:: PROBLEM TO WORK ON ::
Locate the word "styled" in the entries below, then gather every line that holds it.

:: AVAILABLE DATA ::
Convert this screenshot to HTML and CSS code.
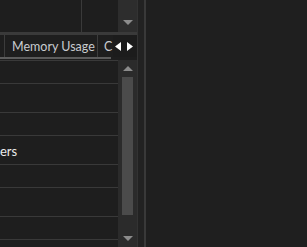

--

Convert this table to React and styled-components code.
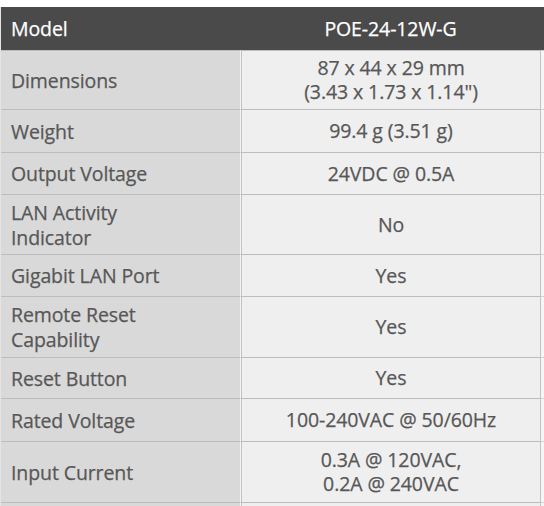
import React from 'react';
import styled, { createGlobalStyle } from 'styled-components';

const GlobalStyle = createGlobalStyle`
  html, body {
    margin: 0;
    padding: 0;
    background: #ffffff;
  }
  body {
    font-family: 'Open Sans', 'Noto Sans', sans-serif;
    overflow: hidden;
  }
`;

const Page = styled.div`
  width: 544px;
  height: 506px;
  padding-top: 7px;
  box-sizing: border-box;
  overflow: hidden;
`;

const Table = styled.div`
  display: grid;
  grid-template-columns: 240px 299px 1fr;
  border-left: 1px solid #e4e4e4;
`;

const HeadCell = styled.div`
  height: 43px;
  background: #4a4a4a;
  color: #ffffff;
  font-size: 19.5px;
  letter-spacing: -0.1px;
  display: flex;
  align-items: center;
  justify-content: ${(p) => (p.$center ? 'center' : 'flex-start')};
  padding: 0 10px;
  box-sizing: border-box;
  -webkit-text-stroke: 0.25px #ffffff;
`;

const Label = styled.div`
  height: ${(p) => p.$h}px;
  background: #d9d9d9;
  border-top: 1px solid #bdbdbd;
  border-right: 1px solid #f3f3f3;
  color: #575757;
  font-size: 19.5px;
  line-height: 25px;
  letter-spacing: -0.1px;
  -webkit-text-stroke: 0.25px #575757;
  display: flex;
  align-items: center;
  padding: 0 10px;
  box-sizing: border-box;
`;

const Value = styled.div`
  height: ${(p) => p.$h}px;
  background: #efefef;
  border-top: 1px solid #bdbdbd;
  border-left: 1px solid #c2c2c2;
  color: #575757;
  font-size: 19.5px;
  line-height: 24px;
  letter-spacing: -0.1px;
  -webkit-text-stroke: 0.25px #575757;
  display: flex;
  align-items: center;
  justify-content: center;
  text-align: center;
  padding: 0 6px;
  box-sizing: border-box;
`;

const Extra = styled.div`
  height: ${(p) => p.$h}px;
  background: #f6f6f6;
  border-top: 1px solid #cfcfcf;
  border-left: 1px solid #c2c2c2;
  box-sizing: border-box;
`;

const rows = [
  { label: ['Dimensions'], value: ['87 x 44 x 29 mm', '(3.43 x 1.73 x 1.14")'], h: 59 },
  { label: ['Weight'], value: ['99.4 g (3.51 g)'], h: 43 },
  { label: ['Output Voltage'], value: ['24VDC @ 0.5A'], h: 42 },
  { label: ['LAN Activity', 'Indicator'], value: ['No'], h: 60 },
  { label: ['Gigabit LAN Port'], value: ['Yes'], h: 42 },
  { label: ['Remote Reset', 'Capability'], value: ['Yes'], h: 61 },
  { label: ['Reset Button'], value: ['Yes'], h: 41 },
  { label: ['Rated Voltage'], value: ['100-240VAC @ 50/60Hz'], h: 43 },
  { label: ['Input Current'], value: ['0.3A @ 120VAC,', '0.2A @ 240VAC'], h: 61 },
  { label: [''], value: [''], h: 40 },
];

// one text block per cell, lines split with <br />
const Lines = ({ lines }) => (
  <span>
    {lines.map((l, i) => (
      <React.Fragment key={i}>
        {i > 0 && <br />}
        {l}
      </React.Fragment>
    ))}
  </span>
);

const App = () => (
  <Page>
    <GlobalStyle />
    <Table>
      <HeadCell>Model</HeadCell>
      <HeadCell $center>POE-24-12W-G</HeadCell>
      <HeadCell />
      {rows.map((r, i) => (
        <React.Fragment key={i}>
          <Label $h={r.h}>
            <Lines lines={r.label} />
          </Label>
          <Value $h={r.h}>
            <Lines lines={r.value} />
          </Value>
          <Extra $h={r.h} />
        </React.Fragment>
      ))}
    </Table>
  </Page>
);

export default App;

--

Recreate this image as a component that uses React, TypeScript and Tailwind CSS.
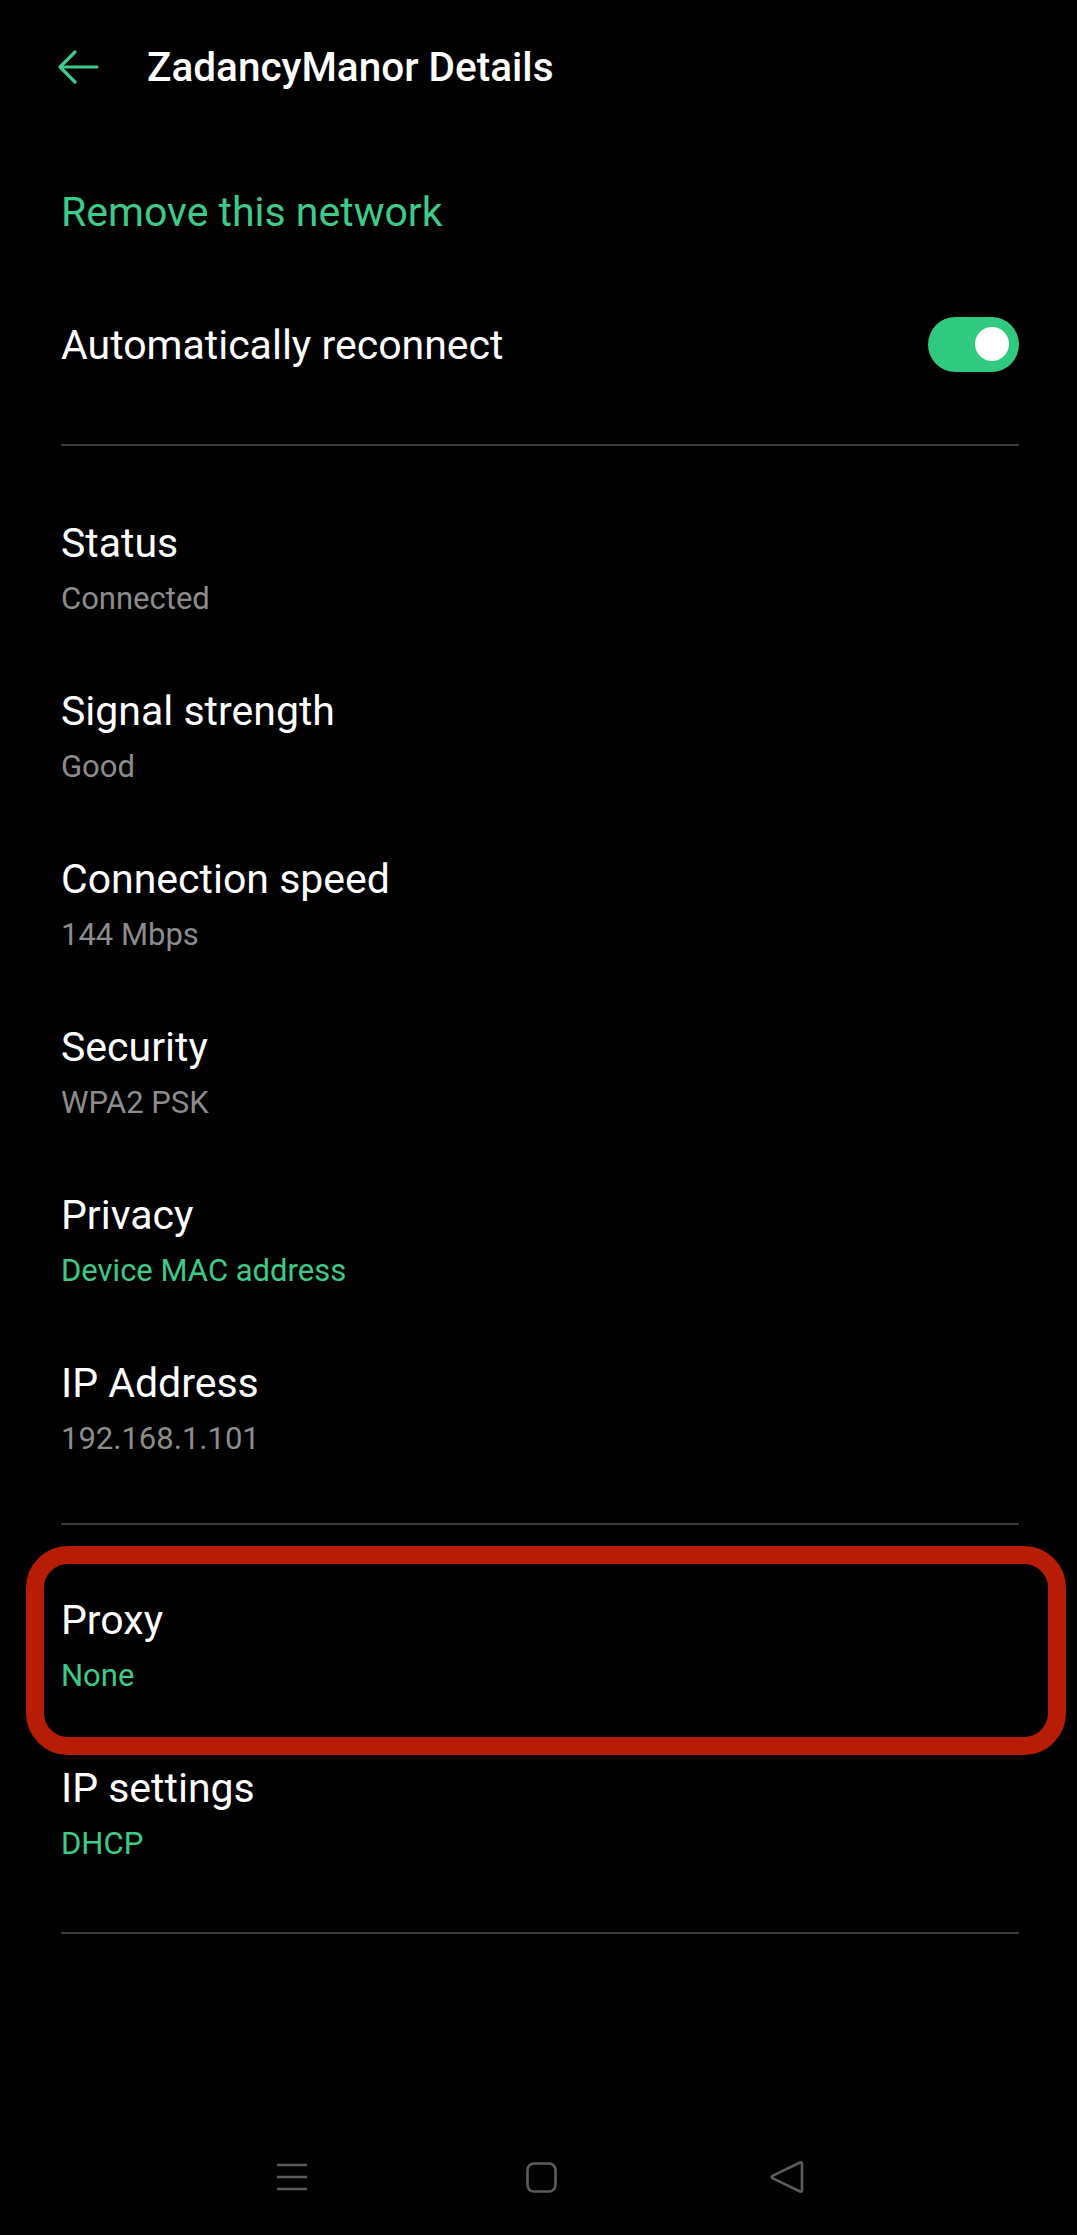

:: EXERCISE ANSWER ::
Convert this table to React and styled-components code.
import styled, { createGlobalStyle } from 'styled-components';
const Page = styled.div`
const Table = styled.div`
const HeadCell = styled.div`
const Label = styled.div`
const Value = styled.div`
const Extra = styled.div`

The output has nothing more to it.